Now, just last week we heard something different from Jesus’ lips. He said to Mary Magdalene outside the tomb, “Don’t touch me.” But to Thomas, whose heart longed for this encounter, Jesus offered his body as tangible proof. I’m real Thomas! I’m alive!
Then Jesus speaks to us. Well, not us, per se, but that original audience who heard John’s accounts of the risen Christ. “Blessed are you who have not seen and yet believe.”
It is in that moment that we who identify with Thomas, we who so long to experience the risen Lord as tangibly as the disciples had, it is there that we findour place in the story. Jesus has not appeared to us or offered us hands-on proof, and yet our hunger for that experience drives us not to doubt but to faith.
Yesterday we celebrated the life of Sally Mackie. Her life was clearly one of faith, the kind of faith described in this reading from I Peter. Though she had not seen her savior, she loved him. And her faith moved her feet!
We all live in this paradoxical moment of the now and not yet, living by faith, not sight, and yet hoping for the day when we will see our savior, and with Thomas, hear those words we so long for from him, “Touch me!”
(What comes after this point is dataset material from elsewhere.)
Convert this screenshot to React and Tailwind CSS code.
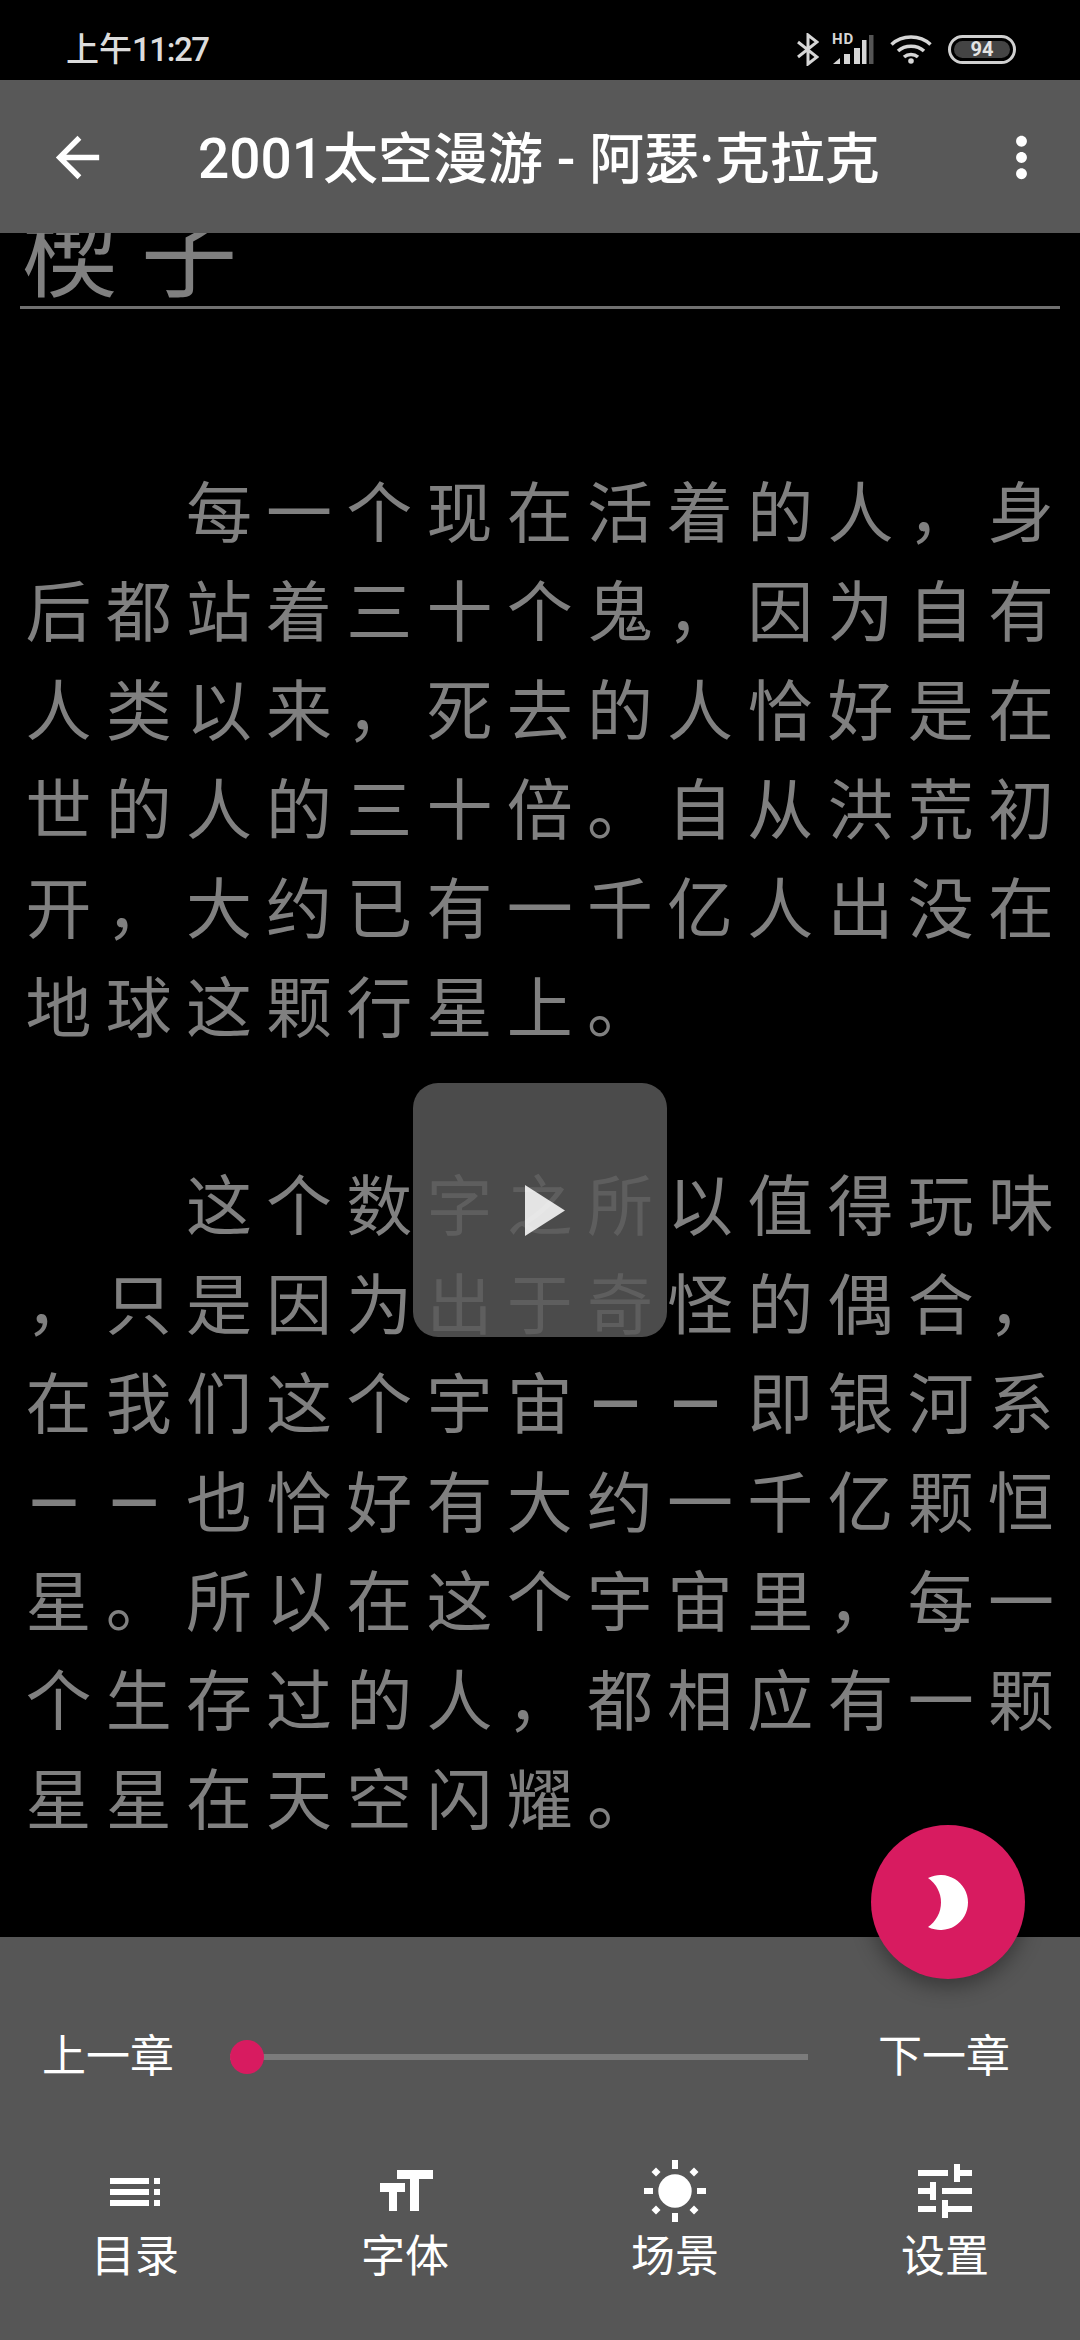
const fontStack = 'font-["Roboto","Noto_Sans_CJK_SC",sans-serif]';

const paragraphs = [
  [
    '　　每一个现在活着的人，身',
    '后都站着三十个鬼，因为自有',
    '人类以来，死去的人恰好是在',
    '世的人的三十倍。自从洪荒初',
    '开，大约已有一千亿人出没在',
    '地球这颗行星上。',
  ],
  [
    '　　这个数字之所以值得玩味',
    '，只是因为出于奇怪的偶合，',
    '在我们这个宇宙––即银河系',
    '––也恰好有大约一千亿颗恒',
    '星。所以在这个宇宙里，每一',
    '个生存过的人，都相应有一颗',
    '星星在天空闪耀。',
  ],
];

function BluetoothIcon() {
  return (
    <svg width="22" height="33" viewBox="0 0 22 33" fill="none" stroke="#d6d6d6" strokeWidth="3">
      <path d="M1 9l19 15-9 7V2l9 7L1 24" />
    </svg>
  );
}

function SignalIcon() {
  return (
    <div className="relative h-[31px] w-[42px]">
      <span className="absolute left-0 top-0 text-[15px] leading-[11px] font-bold tracking-[1px] text-[#d6d6d6]">HD</span>
      <svg className="absolute left-0 top-0" width="42" height="31" viewBox="0 0 42 31" fill="#d6d6d6">
        <path d="M1 30l7-6v6z" />
        <rect x="12" y="20" width="6" height="10" />
        <rect x="22" y="14" width="6" height="16" />
        <rect x="30" y="6" width="4.500" height="24" />
        <rect x="37" y="1" width="4.500" height="29" fill="#555" />
      </svg>
    </div>
  );
}

function WifiIcon() {
  return (
    <svg width="42" height="29" viewBox="0 0 42 29" fill="none" stroke="#d6d6d6" strokeWidth="3.5">
      <path d="M1.500 9.500C12 -0.500 30 -0.500 40.500 9.500" />
      <path d="M8 16C15 9.500 27 9.500 34 16" />
      <path d="M14 22C18 18.500 24 18.500 28 22" />
      <circle cx="21" cy="26" r="2.800" fill="#d6d6d6" stroke="none" />
    </svg>
  );
}

function Battery() {
  return (
    <div className="flex h-[29px] w-[68px] items-center rounded-full border-[3px] border-[#d0d0d0] p-[3px]">
      <div className={`flex h-full w-full items-center justify-center rounded-full bg-[#444444] text-[20px] leading-none font-bold text-[#e4e4e4] ${fontStack}`}>
        94
      </div>
    </div>
  );
}

function ListIcon() {
  return (
    <svg width="72" height="72" viewBox="0 0 72 72" fill="#fff">
      <rect x="11" y="23" width="39" height="6" />
      <rect x="55" y="23" width="6" height="6" />
      <rect x="11" y="34" width="39" height="6" />
      <rect x="55" y="34" width="6" height="6" />
      <rect x="11" y="45" width="39" height="6" />
      <rect x="55" y="45" width="6" height="6" />
    </svg>
  );
}

function FontIcon() {
  return (
    <svg width="72" height="72" viewBox="0 0 72 72" fill="#fff">
      <path d="M28 15h36v9H50v32h-9V24H28z" />
      <path d="M11 28h25v9h-8v19h-8V37h-9z" />
    </svg>
  );
}

function SunIcon() {
  return (
    <svg width="72" height="72" viewBox="0 0 72 72" fill="#fff">
      <circle cx="36" cy="36" r="16.700" />
      <rect x="33" y="5" width="6" height="9" />
      <rect x="33" y="58" width="6" height="9" />
      <rect x="5" y="33" width="9" height="6" />
      <rect x="58" y="33" width="9" height="6" />
      <path d="M17 12.500l4.500 4.500-4.500 4.500-4.500-4.500z" />
      <path d="M55 12.500l4.500 4.500-4.500 4.500-4.500-4.500z" />
      <path d="M17 50.500l4.500 4.500-4.500 4.500-4.500-4.500z" />
      <path d="M55 50.500l4.500 4.500-4.500 4.500-4.500-4.500z" />
    </svg>
  );
}

function TuneIcon() {
  return (
    <svg width="72" height="72" viewBox="0 0 24 24" fill="#fff">
      <path d="M3 17v2h6v-2H3zM3 5v2h10V5H3zm10 16v-2h8v-2h-8v-2h-2v6h2zM7 9v2H3v2h4v2h2V9H7zm14 4v-2H11v2h10zm-6-4h2V7h4V5h-4V3h-2v6z" />
    </svg>
  );
}

const navItems = [
  { label: '目录', icon: <ListIcon /> },
  { label: '字体', icon: <FontIcon /> },
  { label: '场景', icon: <SunIcon /> },
  { label: '设置', icon: <TuneIcon /> },
];

export default function App() {
  return (
    <div className={`relative flex h-[2340px] w-[1080px] flex-col overflow-hidden bg-black ${fontStack}`}>
      {/* status bar */}
      <div className="flex h-20 shrink-0 items-center justify-between pr-16 pl-[66px] pt-[20px] pb-[2px]">
        <span className="text-[33px] leading-none font-medium text-[#dcdcdc]">
          上午<span className="tracking-[-1.4px]">11:27</span>
        </span>
        <div className="flex items-center gap-[16px]">
          <div className="flex items-center gap-[13px]">
            <BluetoothIcon />
            <SignalIcon />
          </div>
          <WifiIcon />
          <Battery />
        </div>
      </div>

      {/* toolbar */}
      <div className="flex h-[153px] shrink-0 items-center bg-[#585858] pt-[2px] pl-[45px] pr-[26px]">
        <svg width="65" height="65" viewBox="0 0 24 24" fill="#fff">
          <path d="M20 11H7.830l5.590-5.590L12 4l-8 8 8 8 1.410-1.410L7.830 13H20v-2z" />
        </svg>
        <h1 className="mt-[3px] ml-[88px] flex-1 text-[55px] leading-none font-medium whitespace-nowrap text-white">
          2001太空漫游 - 阿瑟·克拉克
        </h1>
        <svg width="65" height="65" viewBox="0 0 24 24" fill="#fff">
          <path d="M12 8c1.100 0 2-.9 2-2s-.9-2-2-2-2 .9-2 2 .9 2 2 2zm0 2c-1.100 0-2 .9-2 2s.9 2 2 2 2-.9 2-2-.9-2-2-2zm0 6c-1.100 0-2 .9-2 2s.9 2 2 2 2-.9 2-2-.9-2-2-2z" />
        </svg>
      </div>

      {/* chapter text */}
      <main className="min-h-0 flex-1 overflow-hidden">
        <div className="mx-5 flex h-[76px] items-end border-b-[3px] border-[#707070]">
          <h2 className="pb-[2px] pl-[2px] text-[96px] leading-[96px] tracking-[23px] whitespace-nowrap text-[#808080]">楔子</h2>
        </div>
        <div className="mt-[156px] flex flex-col gap-[99px] pl-[25.5px]">
          {paragraphs.map((lines, i) => (
            <p key={i} className="text-[66px] leading-[99px] tracking-[14.2px] text-[#808080]">
              {lines.map((line) => (
                <span key={line} className="block whitespace-nowrap">
                  {line.split(/(–)/).map((part, j) =>
                    part === '–' ? (
                      <span key={j} className="inline-block w-[80.2px] align-[-7px] text-[88px] leading-[0]">–</span>
                    ) : (
                      part
                    ),
                  )}
                </span>
              ))}
            </p>
          ))}
        </div>
      </main>

      {/* bottom panel */}
      <div className="h-[403px] shrink-0 bg-[#565656] pt-[90px]">
        <div className="flex h-[60px] items-center justify-between pr-[70px] pl-[42px] text-[44px] leading-none text-white">
          <span>上一章</span>
          <div className="relative mr-[70px] ml-[56px] h-[6px] flex-1 bg-[#7b7b7b]">
            <div className="absolute top-[-14px] left-0 h-[34px] w-[34px] rounded-full bg-[#d81b60]" />
          </div>
          <span>下一章</span>
        </div>
        <div className="mt-[68px] grid grid-cols-4">
          {navItems.map((item) => (
            <div key={item.label} className="flex flex-col items-center">
              {item.icon}
              <span className="mt-[6px] text-[44px] leading-[48px] text-white">{item.label}</span>
            </div>
          ))}
        </div>
      </div>

      {/* play overlay */}
      <div className="absolute top-[1083px] left-[413px] flex h-[254px] w-[254px] items-center justify-center rounded-[25px] bg-[#585858]/85 pl-[10px]">
        <svg width="40" height="51" viewBox="0 0 40 51" fill="#fff" fillOpacity="0.85">
          <path d="M0 0l40 25.500L0 51z" />
        </svg>
      </div>

      {/* night mode button */}
      <button className="absolute top-[1825px] left-[871px] flex h-[154px] w-[154px] items-center justify-center rounded-full bg-[#d81b60] shadow-[0_8px_20px_rgba(0,0,0,0.35)]">
        <svg width="41" height="55" viewBox="0 0 41 55" fill="#fff">
          <path d="M0 3A27.500 27.500 0 1 1 0 52A29.600 29.600 0 0 0 0 3z" />
        </svg>
      </button>
    </div>
  );
}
All we have are the rumors, “The Lord is Risen!” Our parents and those communities of believers that raised us have told us since our earliest days, “Jesus is not dead. He’s alive.” The question is left open for us — will we who have not seen yet believe? Let us live our lives then, with Thomas as our model, not in stubborn doubt, but in hopeful expectation, in hungry anticipation of meeting the risen Lord. Amen.